• _YOUR OBJECTIVE_
Transcribe the listing that follows in full, omitting pictures.

>> Start MATERIAL

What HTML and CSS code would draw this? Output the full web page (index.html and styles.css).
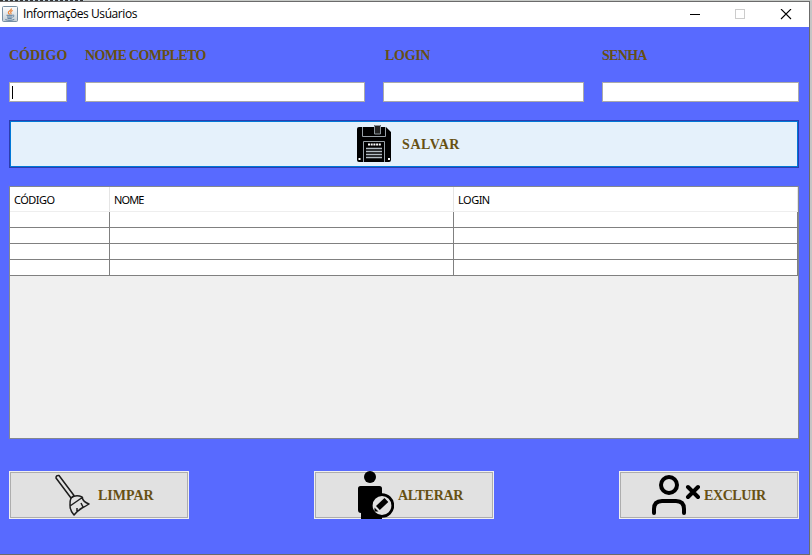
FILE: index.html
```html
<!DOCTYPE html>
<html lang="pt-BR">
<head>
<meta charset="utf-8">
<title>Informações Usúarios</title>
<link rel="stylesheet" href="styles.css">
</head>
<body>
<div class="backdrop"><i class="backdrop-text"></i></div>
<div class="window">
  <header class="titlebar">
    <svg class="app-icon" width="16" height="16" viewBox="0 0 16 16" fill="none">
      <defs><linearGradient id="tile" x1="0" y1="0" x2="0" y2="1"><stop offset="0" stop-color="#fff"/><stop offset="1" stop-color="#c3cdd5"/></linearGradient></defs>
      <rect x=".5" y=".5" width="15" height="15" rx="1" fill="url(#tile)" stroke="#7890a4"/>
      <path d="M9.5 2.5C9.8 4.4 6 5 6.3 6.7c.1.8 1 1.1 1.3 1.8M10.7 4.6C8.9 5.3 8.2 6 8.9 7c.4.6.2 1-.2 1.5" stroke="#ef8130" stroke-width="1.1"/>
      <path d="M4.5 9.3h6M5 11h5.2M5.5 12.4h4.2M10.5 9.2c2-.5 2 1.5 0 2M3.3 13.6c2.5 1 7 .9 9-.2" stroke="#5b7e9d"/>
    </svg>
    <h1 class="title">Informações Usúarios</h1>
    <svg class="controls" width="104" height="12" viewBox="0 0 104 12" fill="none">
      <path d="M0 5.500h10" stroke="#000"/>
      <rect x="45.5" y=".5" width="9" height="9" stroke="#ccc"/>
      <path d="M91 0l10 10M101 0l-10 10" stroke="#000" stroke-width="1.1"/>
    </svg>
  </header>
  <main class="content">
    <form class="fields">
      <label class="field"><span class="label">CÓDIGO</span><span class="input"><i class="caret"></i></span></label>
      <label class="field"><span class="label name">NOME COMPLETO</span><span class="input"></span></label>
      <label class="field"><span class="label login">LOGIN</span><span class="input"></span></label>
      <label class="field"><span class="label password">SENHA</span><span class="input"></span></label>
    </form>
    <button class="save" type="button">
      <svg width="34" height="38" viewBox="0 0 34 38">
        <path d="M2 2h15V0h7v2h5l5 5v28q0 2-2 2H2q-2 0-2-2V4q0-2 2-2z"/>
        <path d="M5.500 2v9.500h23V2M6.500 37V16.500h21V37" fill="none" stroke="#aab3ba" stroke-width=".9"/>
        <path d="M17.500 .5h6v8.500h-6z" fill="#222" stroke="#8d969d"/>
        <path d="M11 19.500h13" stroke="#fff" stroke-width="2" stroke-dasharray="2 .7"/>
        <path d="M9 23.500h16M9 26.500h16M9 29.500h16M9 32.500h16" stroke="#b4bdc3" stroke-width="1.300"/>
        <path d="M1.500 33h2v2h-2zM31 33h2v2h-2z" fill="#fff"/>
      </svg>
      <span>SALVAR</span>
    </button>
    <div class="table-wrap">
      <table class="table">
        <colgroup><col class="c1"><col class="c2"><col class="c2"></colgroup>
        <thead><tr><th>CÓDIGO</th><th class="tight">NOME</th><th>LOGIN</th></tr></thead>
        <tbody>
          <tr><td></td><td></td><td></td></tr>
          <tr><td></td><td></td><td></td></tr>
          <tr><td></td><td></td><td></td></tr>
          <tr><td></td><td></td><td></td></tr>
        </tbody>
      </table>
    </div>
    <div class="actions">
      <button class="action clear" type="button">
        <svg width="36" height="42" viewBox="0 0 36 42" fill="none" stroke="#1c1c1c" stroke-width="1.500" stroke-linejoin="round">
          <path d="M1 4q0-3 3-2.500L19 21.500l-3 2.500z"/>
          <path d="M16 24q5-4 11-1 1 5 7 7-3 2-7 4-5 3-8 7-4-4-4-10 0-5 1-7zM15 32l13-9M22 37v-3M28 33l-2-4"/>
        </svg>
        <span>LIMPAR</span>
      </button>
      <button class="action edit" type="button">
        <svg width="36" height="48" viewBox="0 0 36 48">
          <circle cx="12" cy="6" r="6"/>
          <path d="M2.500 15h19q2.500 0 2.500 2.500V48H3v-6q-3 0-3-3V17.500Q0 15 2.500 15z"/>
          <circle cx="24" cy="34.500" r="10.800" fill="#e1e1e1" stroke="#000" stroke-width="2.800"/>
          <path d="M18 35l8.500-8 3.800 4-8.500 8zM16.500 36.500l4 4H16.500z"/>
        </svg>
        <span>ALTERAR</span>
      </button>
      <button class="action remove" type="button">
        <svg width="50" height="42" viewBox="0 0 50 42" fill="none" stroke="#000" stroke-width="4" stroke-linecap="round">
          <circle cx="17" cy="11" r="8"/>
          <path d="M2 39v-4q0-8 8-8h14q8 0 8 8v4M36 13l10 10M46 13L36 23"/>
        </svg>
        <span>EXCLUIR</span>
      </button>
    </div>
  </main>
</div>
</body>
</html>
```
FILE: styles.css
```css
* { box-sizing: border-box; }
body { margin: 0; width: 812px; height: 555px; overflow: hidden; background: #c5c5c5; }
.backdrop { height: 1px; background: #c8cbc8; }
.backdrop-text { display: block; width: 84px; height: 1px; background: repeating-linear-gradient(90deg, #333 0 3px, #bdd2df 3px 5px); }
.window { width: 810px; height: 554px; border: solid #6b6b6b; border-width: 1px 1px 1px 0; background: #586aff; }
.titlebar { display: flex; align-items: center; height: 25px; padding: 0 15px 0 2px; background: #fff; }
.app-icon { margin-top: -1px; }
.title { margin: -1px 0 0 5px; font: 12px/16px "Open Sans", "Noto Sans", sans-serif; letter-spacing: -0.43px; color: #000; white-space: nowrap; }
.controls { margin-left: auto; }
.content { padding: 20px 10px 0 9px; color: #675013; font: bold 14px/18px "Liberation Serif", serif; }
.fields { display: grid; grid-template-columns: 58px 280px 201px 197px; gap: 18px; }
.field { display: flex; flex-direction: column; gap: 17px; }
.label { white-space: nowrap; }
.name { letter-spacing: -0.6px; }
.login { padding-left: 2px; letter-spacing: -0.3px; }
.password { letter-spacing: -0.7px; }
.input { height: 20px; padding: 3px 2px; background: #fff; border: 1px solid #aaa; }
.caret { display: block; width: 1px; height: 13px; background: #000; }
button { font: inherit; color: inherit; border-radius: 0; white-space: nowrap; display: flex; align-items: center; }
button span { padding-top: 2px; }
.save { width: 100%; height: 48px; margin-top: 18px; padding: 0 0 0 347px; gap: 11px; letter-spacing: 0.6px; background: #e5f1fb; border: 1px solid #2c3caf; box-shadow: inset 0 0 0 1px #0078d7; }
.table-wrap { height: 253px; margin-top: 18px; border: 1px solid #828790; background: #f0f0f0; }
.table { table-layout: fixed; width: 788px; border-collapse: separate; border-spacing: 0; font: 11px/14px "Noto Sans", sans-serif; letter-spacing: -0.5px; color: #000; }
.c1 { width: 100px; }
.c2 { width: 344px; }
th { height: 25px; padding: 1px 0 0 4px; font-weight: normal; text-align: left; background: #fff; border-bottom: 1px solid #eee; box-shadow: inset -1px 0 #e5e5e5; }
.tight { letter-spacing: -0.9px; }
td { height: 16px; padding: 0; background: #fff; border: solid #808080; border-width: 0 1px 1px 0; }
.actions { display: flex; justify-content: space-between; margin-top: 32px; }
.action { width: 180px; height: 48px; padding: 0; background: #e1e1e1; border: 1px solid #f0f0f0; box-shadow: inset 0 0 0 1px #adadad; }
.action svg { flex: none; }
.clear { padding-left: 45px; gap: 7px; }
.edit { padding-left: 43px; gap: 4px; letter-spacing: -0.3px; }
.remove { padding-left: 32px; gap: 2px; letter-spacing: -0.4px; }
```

>> End MATERIAL

• _EXERCISE ANSWER_
What HTML and CSS code would draw this? Output the full web page (index.html and styles.css).
FILE: index.html
```html
<!DOCTYPE html>
<html lang="pt-BR">
<head>
<meta charset="utf-8">
<title>Informações Usúarios</title>
<link rel="stylesheet" href="styles.css">
</head>
<body>
<div class="backdrop"><i class="backdrop-text"></i></div>
<div class="window">
  <header class="titlebar">
    <svg class="app-icon" width="16" height="16" viewBox="0 0 16 16" fill="none">
      <defs><linearGradient id="tile" x1="0" y1="0" x2="0" y2="1"><stop offset="0" stop-color="#fff"/><stop offset="1" stop-color="#c3cdd5"/></linearGradient></defs>
      <rect x=".5" y=".5" width="15" height="15" rx="1" fill="url(#tile)" stroke="#7890a4"/>
      <path d="M9.5 2.5C9.8 4.4 6 5 6.3 6.7c.1.8 1 1.1 1.3 1.8M10.7 4.6C8.9 5.3 8.2 6 8.9 7c.4.6.2 1-.2 1.5" stroke="#ef8130" stroke-width="1.1"/>
      <path d="M4.5 9.3h6M5 11h5.2M5.5 12.4h4.2M10.5 9.2c2-.5 2 1.5 0 2M3.3 13.6c2.5 1 7 .9 9-.2" stroke="#5b7e9d"/>
    </svg>
    <h1 class="title">Informações Usúarios</h1>
    <svg class="controls" width="104" height="12" viewBox="0 0 104 12" fill="none">
      <path d="M0 5.500h10" stroke="#000"/>
      <rect x="45.5" y=".5" width="9" height="9" stroke="#ccc"/>
      <path d="M91 0l10 10M101 0l-10 10" stroke="#000" stroke-width="1.1"/>
    </svg>
  </header>
  <main class="content">
    <form class="fields">
      <label class="field"><span class="label">CÓDIGO</span><span class="input"><i class="caret"></i></span></label>
      <label class="field"><span class="label name">NOME COMPLETO</span><span class="input"></span></label>
      <label class="field"><span class="label login">LOGIN</span><span class="input"></span></label>
      <label class="field"><span class="label password">SENHA</span><span class="input"></span></label>
    </form>
    <button class="save" type="button">
      <svg width="34" height="38" viewBox="0 0 34 38">
        <path d="M2 2h15V0h7v2h5l5 5v28q0 2-2 2H2q-2 0-2-2V4q0-2 2-2z"/>
        <path d="M5.500 2v9.500h23V2M6.500 37V16.500h21V37" fill="none" stroke="#aab3ba" stroke-width=".9"/>
        <path d="M17.500 .5h6v8.500h-6z" fill="#222" stroke="#8d969d"/>
        <path d="M11 19.500h13" stroke="#fff" stroke-width="2" stroke-dasharray="2 .7"/>
        <path d="M9 23.500h16M9 26.500h16M9 29.500h16M9 32.500h16" stroke="#b4bdc3" stroke-width="1.300"/>
        <path d="M1.500 33h2v2h-2zM31 33h2v2h-2z" fill="#fff"/>
      </svg>
      <span>SALVAR</span>
    </button>
    <div class="table-wrap">
      <table class="table">
        <colgroup><col class="c1"><col class="c2"><col class="c2"></colgroup>
        <thead><tr><th>CÓDIGO</th><th class="tight">NOME</th><th>LOGIN</th></tr></thead>
        <tbody>
          <tr><td></td><td></td><td></td></tr>
          <tr><td></td><td></td><td></td></tr>
          <tr><td></td><td></td><td></td></tr>
          <tr><td></td><td></td><td></td></tr>
        </tbody>
      </table>
    </div>
    <div class="actions">
      <button class="action clear" type="button">
        <svg width="36" height="42" viewBox="0 0 36 42" fill="none" stroke="#1c1c1c" stroke-width="1.500" stroke-linejoin="round">
          <path d="M1 4q0-3 3-2.500L19 21.500l-3 2.500z"/>
          <path d="M16 24q5-4 11-1 1 5 7 7-3 2-7 4-5 3-8 7-4-4-4-10 0-5 1-7zM15 32l13-9M22 37v-3M28 33l-2-4"/>
        </svg>
        <span>LIMPAR</span>
      </button>
      <button class="action edit" type="button">
        <svg width="36" height="48" viewBox="0 0 36 48">
          <circle cx="12" cy="6" r="6"/>
          <path d="M2.500 15h19q2.500 0 2.500 2.500V48H3v-6q-3 0-3-3V17.500Q0 15 2.500 15z"/>
          <circle cx="24" cy="34.500" r="10.800" fill="#e1e1e1" stroke="#000" stroke-width="2.800"/>
          <path d="M18 35l8.500-8 3.800 4-8.500 8zM16.500 36.500l4 4H16.500z"/>
        </svg>
        <span>ALTERAR</span>
      </button>
      <button class="action remove" type="button">
        <svg width="50" height="42" viewBox="0 0 50 42" fill="none" stroke="#000" stroke-width="4" stroke-linecap="round">
          <circle cx="17" cy="11" r="8"/>
          <path d="M2 39v-4q0-8 8-8h14q8 0 8 8v4M36 13l10 10M46 13L36 23"/>
        </svg>
        <span>EXCLUIR</span>
      </button>
    </div>
  </main>
</div>
</body>
</html>
```
FILE: styles.css
```css
* { box-sizing: border-box; }
body { margin: 0; width: 812px; height: 555px; overflow: hidden; background: #c5c5c5; }
.backdrop { height: 1px; background: #c8cbc8; }
.backdrop-text { display: block; width: 84px; height: 1px; background: repeating-linear-gradient(90deg, #333 0 3px, #bdd2df 3px 5px); }
.window { width: 810px; height: 554px; border: solid #6b6b6b; border-width: 1px 1px 1px 0; background: #586aff; }
.titlebar { display: flex; align-items: center; height: 25px; padding: 0 15px 0 2px; background: #fff; }
.app-icon { margin-top: -1px; }
.title { margin: -1px 0 0 5px; font: 12px/16px "Open Sans", "Noto Sans", sans-serif; letter-spacing: -0.43px; color: #000; white-space: nowrap; }
.controls { margin-left: auto; }
.content { padding: 20px 10px 0 9px; color: #675013; font: bold 14px/18px "Liberation Serif", serif; }
.fields { display: grid; grid-template-columns: 58px 280px 201px 197px; gap: 18px; }
.field { display: flex; flex-direction: column; gap: 17px; }
.label { white-space: nowrap; }
.name { letter-spacing: -0.6px; }
.login { padding-left: 2px; letter-spacing: -0.3px; }
.password { letter-spacing: -0.7px; }
.input { height: 20px; padding: 3px 2px; background: #fff; border: 1px solid #aaa; }
.caret { display: block; width: 1px; height: 13px; background: #000; }
button { font: inherit; color: inherit; border-radius: 0; white-space: nowrap; display: flex; align-items: center; }
button span { padding-top: 2px; }
.save { width: 100%; height: 48px; margin-top: 18px; padding: 0 0 0 347px; gap: 11px; letter-spacing: 0.6px; background: #e5f1fb; border: 1px solid #2c3caf; box-shadow: inset 0 0 0 1px #0078d7; }
.table-wrap { height: 253px; margin-top: 18px; border: 1px solid #828790; background: #f0f0f0; }
.table { table-layout: fixed; width: 788px; border-collapse: separate; border-spacing: 0; font: 11px/14px "Noto Sans", sans-serif; letter-spacing: -0.5px; color: #000; }
.c1 { width: 100px; }
.c2 { width: 344px; }
th { height: 25px; padding: 1px 0 0 4px; font-weight: normal; text-align: left; background: #fff; border-bottom: 1px solid #eee; box-shadow: inset -1px 0 #e5e5e5; }
.tight { letter-spacing: -0.9px; }
td { height: 16px; padding: 0; background: #fff; border: solid #808080; border-width: 0 1px 1px 0; }
.actions { display: flex; justify-content: space-between; margin-top: 32px; }
.action { width: 180px; height: 48px; padding: 0; background: #e1e1e1; border: 1px solid #f0f0f0; box-shadow: inset 0 0 0 1px #adadad; }
.action svg { flex: none; }
.clear { padding-left: 45px; gap: 7px; }
.edit { padding-left: 43px; gap: 4px; letter-spacing: -0.3px; }
.remove { padding-left: 32px; gap: 2px; letter-spacing: -0.4px; }
```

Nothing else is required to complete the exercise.